In the records that follow, show each line where the word "this" is present.

─── Data supplied ───

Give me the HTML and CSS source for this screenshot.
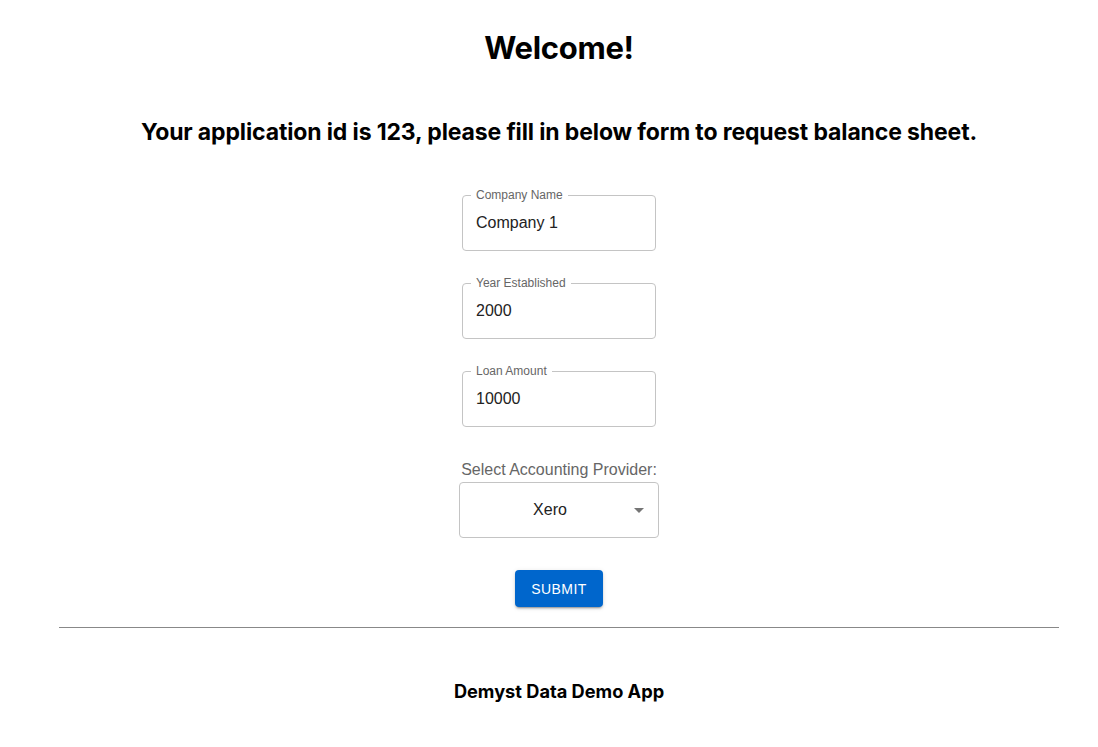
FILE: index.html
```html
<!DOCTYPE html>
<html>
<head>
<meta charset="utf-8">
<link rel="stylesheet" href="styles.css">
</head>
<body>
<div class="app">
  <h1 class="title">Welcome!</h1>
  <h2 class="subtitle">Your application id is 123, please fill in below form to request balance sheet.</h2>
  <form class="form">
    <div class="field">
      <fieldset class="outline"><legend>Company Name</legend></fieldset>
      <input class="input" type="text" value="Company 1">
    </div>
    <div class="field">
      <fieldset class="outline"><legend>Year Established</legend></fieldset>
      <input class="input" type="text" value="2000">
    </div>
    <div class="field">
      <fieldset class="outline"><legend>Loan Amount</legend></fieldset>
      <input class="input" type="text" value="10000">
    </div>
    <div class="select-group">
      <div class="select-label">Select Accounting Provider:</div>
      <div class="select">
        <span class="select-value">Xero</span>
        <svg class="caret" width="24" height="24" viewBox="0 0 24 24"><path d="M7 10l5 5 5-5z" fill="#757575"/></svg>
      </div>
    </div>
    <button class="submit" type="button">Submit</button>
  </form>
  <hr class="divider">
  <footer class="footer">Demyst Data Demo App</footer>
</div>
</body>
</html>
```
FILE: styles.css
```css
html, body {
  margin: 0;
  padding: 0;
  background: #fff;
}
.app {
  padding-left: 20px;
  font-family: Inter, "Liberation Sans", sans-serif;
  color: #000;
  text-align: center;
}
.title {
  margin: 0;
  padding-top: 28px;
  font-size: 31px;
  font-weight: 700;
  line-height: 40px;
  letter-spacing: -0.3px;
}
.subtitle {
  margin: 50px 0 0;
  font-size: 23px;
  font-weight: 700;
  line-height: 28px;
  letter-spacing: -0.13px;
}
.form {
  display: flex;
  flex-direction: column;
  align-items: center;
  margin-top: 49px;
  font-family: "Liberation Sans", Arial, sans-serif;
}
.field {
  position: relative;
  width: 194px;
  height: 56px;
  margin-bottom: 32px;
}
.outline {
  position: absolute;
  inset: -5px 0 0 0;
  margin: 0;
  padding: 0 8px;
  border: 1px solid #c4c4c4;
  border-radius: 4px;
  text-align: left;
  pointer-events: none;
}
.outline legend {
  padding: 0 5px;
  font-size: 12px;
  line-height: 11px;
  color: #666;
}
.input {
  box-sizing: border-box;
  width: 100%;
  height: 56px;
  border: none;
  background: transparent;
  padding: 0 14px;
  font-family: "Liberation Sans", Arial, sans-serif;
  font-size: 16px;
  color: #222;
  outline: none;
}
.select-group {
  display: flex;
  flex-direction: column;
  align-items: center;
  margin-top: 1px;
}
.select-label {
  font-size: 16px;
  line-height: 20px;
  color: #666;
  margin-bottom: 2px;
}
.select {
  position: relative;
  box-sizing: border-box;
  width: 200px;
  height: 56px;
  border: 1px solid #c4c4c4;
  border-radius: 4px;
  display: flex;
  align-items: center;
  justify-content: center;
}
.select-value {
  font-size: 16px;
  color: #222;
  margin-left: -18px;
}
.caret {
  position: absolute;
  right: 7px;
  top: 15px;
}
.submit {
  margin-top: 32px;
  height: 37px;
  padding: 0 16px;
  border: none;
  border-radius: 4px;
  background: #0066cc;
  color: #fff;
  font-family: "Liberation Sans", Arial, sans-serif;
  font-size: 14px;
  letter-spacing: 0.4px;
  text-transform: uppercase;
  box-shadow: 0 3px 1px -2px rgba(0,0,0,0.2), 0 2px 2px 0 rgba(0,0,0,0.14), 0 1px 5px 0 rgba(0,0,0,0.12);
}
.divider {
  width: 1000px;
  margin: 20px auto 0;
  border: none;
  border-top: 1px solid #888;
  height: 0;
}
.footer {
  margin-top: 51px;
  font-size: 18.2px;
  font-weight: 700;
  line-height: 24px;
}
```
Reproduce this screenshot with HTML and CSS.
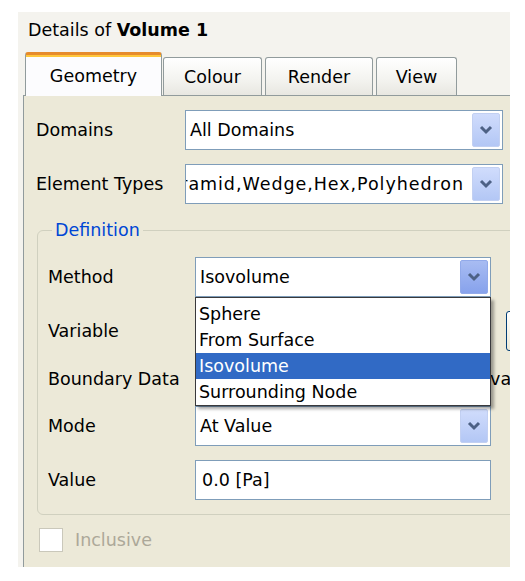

───

Answer below ->
Give me the HTML and CSS source for this screenshot.
Reproduce this screenshot with HTML and CSS.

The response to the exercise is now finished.